Every bank and financial institution claims it can make things easier for us. Simplify your life! Make saving money a breeze! We’ll guide you through the process! My recent experience doing a teeny weenie bit of work for one of them was a wet mackerel to the forehead. Not easy at all.

First, allow me to open the umbrella of gratitude that will shelter this entire post. The project was to provide a voice-over as the inner voice of a character in a major TV ad. I’m thankful for the work and can’t wait to see/hear the finished product. But they have an unnecessarily complicated and frustrating payment process.

After an enjoyable recording session, I signed their three-page contract to confirm I was not entitled to royalties or any other compensation. Done.

Then I received a long email telling me, in great detail with a lot of extra words, that I would get an email about a vendor application. Instead of paying me through my agent, they wanted to pay me directly. For that to happen, I’d need to become a vendor.

The email with the links to the vendor application followed. I needed to fill that out. Done. Then I got another email asking me if I wanted to get paid via a method other than a cheque. If so, follow THIS link and add my preference. After that ordeal, I apparently did something wrong and I got an email titled “Your first notice that your profile isn’t complete”. It had a collections agency ring to it!

Back I went to do it all again, watch the submission circle of hell swirl until the process completed, and wait for the email telling me I did it right. That didn’t come. Instead, I got another “first notice” to let me know I got it wrong. I don’t have the necessary US tax information (for obvious reasons) and they’re threatening to withhold 30% of the fee. The implication: I’m lying and I’ll be penalized! Oh, and their payment terms are 60 days after I successfully submit the required forms.

Do you see, as I do, that this could have been completed with one email and one sitting at the computer?

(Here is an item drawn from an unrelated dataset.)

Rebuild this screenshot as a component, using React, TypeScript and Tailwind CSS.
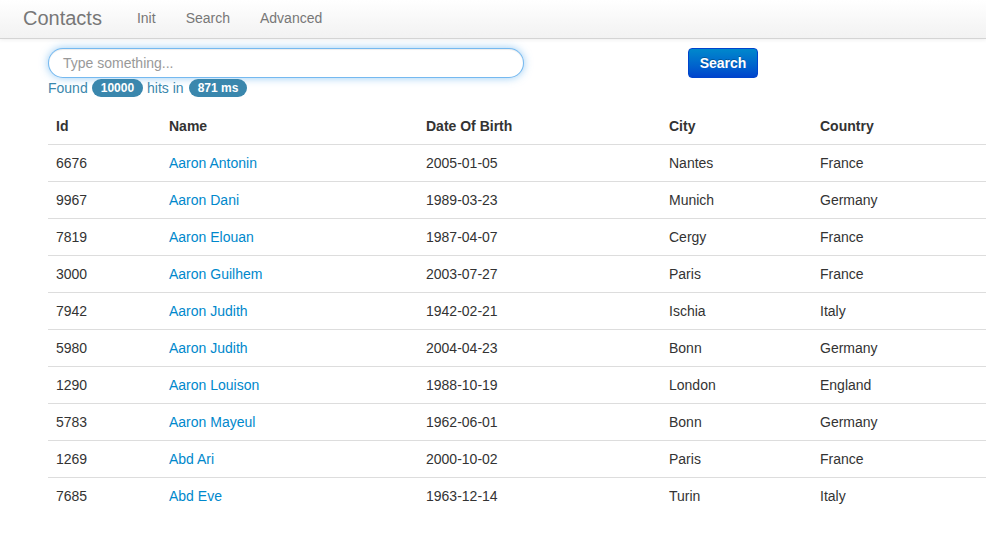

The job I did consisted of six words. I had to say those six words many times over during the recording session, but it was just six words! My phone went “ping” as I was filling Derek in on the process. It was yet another email to admonish me for my failure to complete the form.

Finally, this arrived.

It feels like I have a penpal for life. They know everything about me except for my shoe size. I’ll save them the trouble: It’s 8M. They can feel free to pay me in footwear if it would be quicker and less hassle.